I also hope that when you next have an election, the American people too will choose a different route.
Wow! What a powerful and important article. I confess I had not quite seen that connection before. I think he’s right. I don’t believe my skills are in the political sphere, and that seems to be what is called for to transform our society. I’d like to see more discussion of this subject, with some guidance about how we can proceed to transform our society
I certainly agree with the contention that changing our personal behavior is not sufficient as a response to poverty and the material excesses of our culture. Perhaps though the bumper sticker is a call to change our collective behavior as well.

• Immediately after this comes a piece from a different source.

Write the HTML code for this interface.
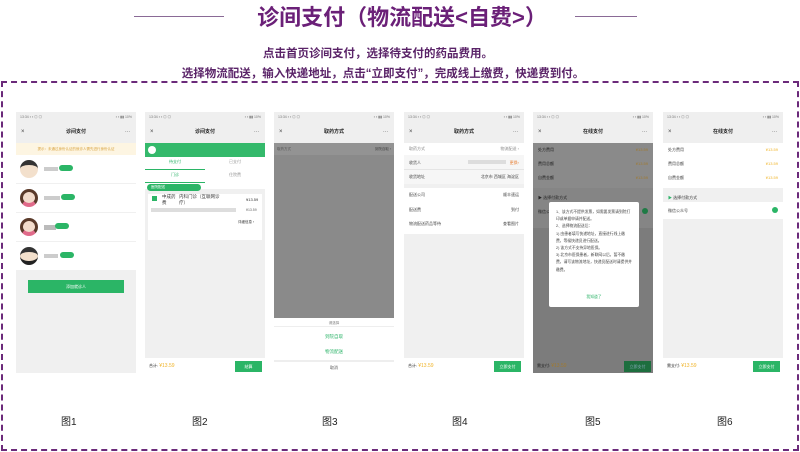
<!DOCTYPE html>
<html><head><meta charset="utf-8"><style>
*{margin:0;padding:0;box-sizing:border-box}
body{width:800px;height:452px;background:#fff;position:relative;overflow:hidden;font-family:"Liberation Sans","Noto Sans CJK SC",sans-serif}
.a{position:absolute}
.ph{position:absolute;top:112px;width:120px;height:261px;background:#f0f0f0;overflow:hidden;font-size:4px;color:#333}
.sb{position:absolute;left:0;top:0;width:120px;height:10px;background:#efefef;font-size:3.5px;color:#777;padding:3px 4px}
.nav{position:absolute;left:0;top:10px;width:120px;height:21px;background:#efefef;font-size:5px;font-weight:bold;text-align:center;line-height:21px;color:#222}
.nav:before{content:"×";position:absolute;left:5px;font-weight:normal;font-size:6px;color:#444}
.nav:after{content:"···";position:absolute;right:6px;font-weight:normal;color:#444}
.w{position:absolute;left:0;width:120px;background:#fff}
.g{color:#2eb46a}
.btn{position:absolute;background:#2bb566;color:#fff;text-align:center;font-size:4px}
.lbl{position:absolute;top:413px;font-size:10px;color:#222}
.row{position:absolute;left:0;width:120px;font-size:4px;padding:0 5px;color:#444}
.row span{float:right}
</style></head><body>
<div class="a" style="left:134px;top:16px;width:90px;height:1px;background:#8a6a96"></div>
<div class="a" style="left:575px;top:16px;width:62px;height:1px;background:#8a6a96"></div>
<div class="a" style="left:246px;top:4px;width:312px;text-align:center;font-size:22px;font-weight:bold;color:#6b2078;line-height:28px">诊间支付（物流配送&lt;自费&gt;）</div>
<div class="a" style="left:0;top:45px;width:756px;text-align:center;font-size:11.5px;font-weight:bold;color:#5a2368">点击首页诊间支付，选择待支付的药品费用。</div>
<div class="a" style="left:0;top:65px;width:766px;text-align:center;font-size:11.5px;font-weight:bold;color:#5a2368">选择物流配送，输入快递地址，点击“立即支付”，完成线上缴费，快递费到付。</div>
<div class="a" style="left:1px;top:81px;width:798px;height:370px;border:2px dashed #6b2a7a"></div>

<!-- phone1 -->
<div class="ph" style="left:16px">
<div class="sb">13:34 ▪ ▪ ◎ ◎ <span style="float:right">▪ ▪ ▮▮ 10%</span></div>
<div class="nav">诊间支付</div>
<div class="w" style="top:31px;height:12px;background:#fdf5e2;color:#d9a441;font-size:3.5px;line-height:12px;text-align:center">提示：未通过身份认证的就诊人需先进行身份认证</div>
<div class="w" style="top:43px;height:28px"></div>
<div class="w" style="top:72px;height:28px"></div>
<div class="w" style="top:101px;height:28px"></div>
<div class="w" style="top:130px;height:28px"></div>
<div class="a" style="left:4px;top:48px;width:18px;height:18px;border-radius:50%;background:#f3e0cc;border-top:5px solid #333"></div>
<div class="a" style="left:4px;top:77px;width:18px;height:18px;border-radius:50%;background:#f3dccc;border:3px solid #5a3a2a;border-bottom:4px solid #e06a8a"></div>
<div class="a" style="left:4px;top:106px;width:18px;height:18px;border-radius:50%;background:#f3dccc;border:3px solid #5a3a2a;border-bottom:4px solid #e06a8a"></div>
<div class="a" style="left:4px;top:135px;width:18px;height:18px;border-radius:50%;background:#f3e0cc;border-top:5px solid #333;border-bottom:4px solid #222"></div>
<div class="a" style="left:28px;top:55px;width:14px;height:4px;background:#ccc"></div><div class="a" style="left:43px;top:53px;width:14px;height:6px;border-radius:3px;background:#2bb566"></div>
<div class="a" style="left:28px;top:84px;width:16px;height:4px;background:#ccc"></div><div class="a" style="left:45px;top:82px;width:14px;height:6px;border-radius:3px;background:#2bb566"></div>
<div class="a" style="left:28px;top:113px;width:12px;height:5px;background:#bbb"></div><div class="a" style="left:39px;top:111px;width:14px;height:6px;border-radius:3px;background:#2bb566"></div>
<div class="a" style="left:28px;top:142px;width:14px;height:4px;background:#ccc"></div><div class="a" style="left:44px;top:140px;width:14px;height:6px;border-radius:3px;background:#2bb566"></div>
<div class="btn" style="left:12px;top:168px;width:96px;height:13px;line-height:13px">添加就诊人</div>
</div>

<!-- phone2 -->
<div class="ph" style="left:145px">
<div class="sb">13:34 ▪ ▪ ◎ ◎ <span style="float:right">▪ ▪ ▮▮ 10%</span></div>
<div class="nav">诊间支付</div>
<div class="w" style="top:31px;height:14px;background:#34b96b"></div>
<div class="a" style="left:3px;top:34px;width:8px;height:8px;border-radius:50%;background:#fff"></div>
<div class="w" style="top:45px;height:32px"></div>
<div class="a g" style="left:0;top:47px;width:60px;text-align:center">待支付</div>
<div class="a" style="left:60px;top:47px;width:60px;text-align:center;color:#999">已支付</div>
<div class="a" style="left:0;top:57px;width:60px;height:1px;background:#2bb566"></div>
<div class="a g" style="left:0;top:60px;width:60px;text-align:center">门诊</div>
<div class="a" style="left:60px;top:60px;width:60px;text-align:center;color:#999">住院费</div>
<div class="a" style="left:0;top:70px;width:60px;height:1px;background:#2bb566"></div>
<div class="a" style="left:2px;top:72px;width:54px;height:7px;border-radius:4px;background:#2bb566;color:#fff;font-size:3.5px;padding:1px 4px">医院配送</div>
<div class="w" style="left:3px;top:82px;width:114px;height:46px"></div>
<div class="a" style="left:7px;top:84px;width:5px;height:5px;background:#2bb566"></div>
<div class="a" style="left:17px;top:82px;font-size:4.5px;line-height:6px">中成药<br>费</div>
<div class="a" style="left:34px;top:82px;font-size:4.5px;line-height:6px">内科门诊（互联网诊<br>疗）</div>
<div class="a" style="left:101px;top:85px;font-size:4px">¥13.59</div>
<div class="a" style="left:6px;top:96px;width:85px;height:4px;background:#ddd"></div>
<div class="a" style="left:101px;top:96px;font-size:3.5px;color:#666">¥13.59</div>
<div class="a" style="left:93px;top:108px;font-size:3.5px">详细信息 ›</div>
<div class="w" style="top:246px;height:15px"></div>
<div class="a" style="left:4px;top:251px;font-size:4px">合计: <span style="color:#f0b429;font-size:5px">¥13.59</span></div>
<div class="btn" style="left:90px;top:249px;width:27px;height:11px;line-height:11px">结算</div>
</div>

<!-- phone3 -->
<div class="ph" style="left:274px;background:#fff">
<div class="sb">13:34 ▪ ▪ ◎ ◎ <span style="float:right">▪ ▪ ▮▮ 10%</span></div>
<div class="nav">取药方式</div>
<div class="a" style="left:0;top:31px;width:120px;height:175px;background:#8a8a8a"></div>
<div class="a" style="left:0;top:31px;width:120px;height:12px;background:#939393;font-size:3.5px;color:#555;padding:4px 3px">取药方式<span style="float:right;color:#444">到院自取 ›</span></div>
<div class="a" style="left:0;top:209px;width:120px;text-align:center;color:#777;font-size:3.5px">请选择</div>
<div class="a" style="left:0;top:214px;width:120px;height:1px;background:#eee"></div>
<div class="a g" style="left:0;top:222px;width:120px;text-align:center;font-size:4.5px">到院自取</div>
<div class="a g" style="left:0;top:237px;width:120px;text-align:center;font-size:4.5px">物流配送</div>
<div class="a" style="left:0;top:248px;width:120px;height:2px;background:#eee"></div>
<div class="a" style="left:0;top:253px;width:120px;text-align:center;color:#555;font-size:4px">取消</div>
</div>

<!-- phone4 -->
<div class="ph" style="left:404px">
<div class="sb">13:34 ▪ ▪ ◎ ◎ <span style="float:right">▪ ▪ ▮▮ 10%</span></div>
<div class="nav">取药方式</div>
<div class="w" style="top:31px;height:12px"></div>
<div class="row" style="top:34px;color:#888">取药方式<span>物流配送 ›</span></div>
<div class="w" style="top:43px;height:29px;background:#f6f6f6"></div>
<div class="row" style="top:48px">收货人<span style="color:#e8833a">更换›</span></div>
<div class="a" style="left:64px;top:48px;width:38px;height:4px;background:#ddd"></div>
<div class="a" style="left:0;top:57px;width:120px;height:1px;background:#e5e5e5"></div>
<div class="row" style="top:62px">收货地址<span>北京市 西城区 海淀区</span></div>
<div class="w" style="top:76px;height:46px"></div>
<div class="row" style="top:80px">配送公司<span>顺丰速运</span></div>
<div class="row" style="top:95px">配送费<span>到付</span></div>
<div class="row" style="top:109px">物流配送药品等待<span>查看图片</span></div>
<div class="w" style="top:246px;height:15px"></div>
<div class="a" style="left:4px;top:251px;font-size:4px">合计: <span style="color:#f0b429;font-size:5px">¥13.59</span></div>
<div class="btn" style="left:90px;top:249px;width:27px;height:11px;line-height:11px">立即支付</div>
</div>

<!-- phone5 -->
<div class="ph" style="left:533px;background:#7c7c7c">
<div class="sb">13:34 ▪ ▪ ◎ ◎ <span style="float:right">▪ ▪ ▮▮ 10%</span></div>
<div class="nav">在线支付</div>
<div class="a" style="left:0;top:31px;width:120px;height:45px;background:#8a8a8a"></div>
<div class="row" style="top:35px;color:#222">处方费用<span style="color:#a07a30">¥13.59</span></div>
<div class="row" style="top:49px;color:#222">费用总额<span style="color:#a07a30">¥13.59</span></div>
<div class="row" style="top:63px;color:#222">自费金额<span style="color:#a07a30">¥13.59</span></div>
<div class="a" style="left:0;top:76px;width:120px;height:40px;background:#858585"></div>
<div class="row" style="top:83px;color:#222">▶ 选择付款方式</div>
<div class="row" style="top:97px;color:#222">微信公众号</div>
<div class="a" style="left:109px;top:96px;width:6px;height:6px;border-radius:50%;background:#1f7a45"></div>
<div class="a" style="left:16px;top:90px;width:90px;height:105px;background:#fff;border-radius:2px;font-size:3.8px;line-height:7.2px;color:#444;padding:7px 7px">1、该方式不提供发票，如需要发票请到院打印或单据申请并配送。<br>2、选择物流配送后：<br>1) 由患者填写快递地址，直接进行线上缴费，等候快递员进行配送。<br>2) 该方式不支持异地医保。<br>3) 北京市医保患者，新联网以后，暂不缴费，请写该物流地址，快递员配送时请提供并缴费。</div>
<div class="a g" style="left:16px;top:183px;width:90px;text-align:center;font-size:3.8px">我知道了</div>
<div class="a" style="left:0;top:246px;width:120px;height:15px;background:#7c7c7c"></div>
<div class="a" style="left:4px;top:251px;font-size:4px;color:#222">需支付: <span style="color:#a07a30;font-size:5px">¥13.59</span></div>
<div class="btn" style="left:91px;top:249px;width:27px;height:11px;line-height:11px;background:#1d6e3e;color:#8ab">立即支付</div>
</div>

<!-- phone6 -->
<div class="ph" style="left:663px">
<div class="sb">13:34 ▪ ▪ ◎ ◎ <span style="float:right">▪ ▪ ▮▮ 10%</span></div>
<div class="nav">在线支付</div>
<div class="w" style="top:31px;height:45px"></div>
<div class="row" style="top:35px">处方费用<span style="color:#f0b429">¥13.59</span></div>
<div class="row" style="top:49px">费用总额<span style="color:#f0b429">¥13.59</span></div>
<div class="row" style="top:63px">自费金额<span style="color:#f0b429">¥13.59</span></div>
<div class="row" style="top:83px;color:#333"><b class="g">▶</b> 选择付款方式</div>
<div class="w" style="top:90px;height:17px"></div>
<div class="row" style="top:96px">微信公众号</div>
<div class="a" style="left:109px;top:95px;width:6px;height:6px;border-radius:50%;background:#2bb566"></div>
<div class="w" style="top:246px;height:15px"></div>
<div class="a" style="left:4px;top:251px;font-size:4px">需支付: <span style="color:#f0b429;font-size:5px">¥13.59</span></div>
<div class="btn" style="left:90px;top:249px;width:27px;height:11px;line-height:11px">立即支付</div>
</div>

<div class="lbl" style="left:61px">图1</div>
<div class="lbl" style="left:192px">图2</div>
<div class="lbl" style="left:322px">图3</div>
<div class="lbl" style="left:452px">图4</div>
<div class="lbl" style="left:585px">图5</div>
<div class="lbl" style="left:717px">图6</div>
</body></html>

Our individual lifestyle changes can make a difference if the money and time that we save by implementing them are redirected toward the social change that we want to see.
However we live out the testimonies though, we have to respect the choices of others, we don’t know what factors informed their choices. We can use these different choices as kindling for discussions about our testimonies, and perhaps even as a catalyst to collective action that may influence the wider culture.
A powerful article, with many truths. But I wince when the Quaker “testimony of simplicity” is considered only in terms of economics. My understanding of early Quakers is that simplicity was as much about not being distracted by “worldly ways” as it was about improving the world. Even wikipedia says “Testimony to simplicity includes the practice among Quakers (members of the Religious Society of Friends) of being more concerned with one’s inner condition than one’s outward appearance and with other people more than oneself.” [https://en.wikipedia.org/wiki/Testimony_of_simplicity]. This article does a wonderful job of being concerned about other people more than oneself, but fails to address being concerned about one’s inner condition.
Perhaps it would be less confusing if talked about our actions (testimonies) supporting inner simplicity, and our actions (testimonies) regarding stewardship of the earth, and our actions (testimonies) regarding equality and justice for all peoples..
Marsha Green
Durham, NC
Thanks for a thoughtful article. I just saw the same quote with this article: https://jpratt27.wordpress.com/2018/01/09/stopadani-protest-put-everything-on-the-line-auspol-qldpol/
I think these young people have the right idea. Soon we all will have to live more simply, so that life can continue on earth.
Community action seems to go hand-in-hand with lifestyle. I enjoy donating to the poor, participating in marches and protests, regularly contacting politicians and keeping informed, recycling and reusing. Now I periodically do energy fasts; deliberately turning off everything but the refrigerator, eschewing the car, and definitely no airplane travel. This is one small and personal way to take responsibility for my carbon footprint. We can begin where we are.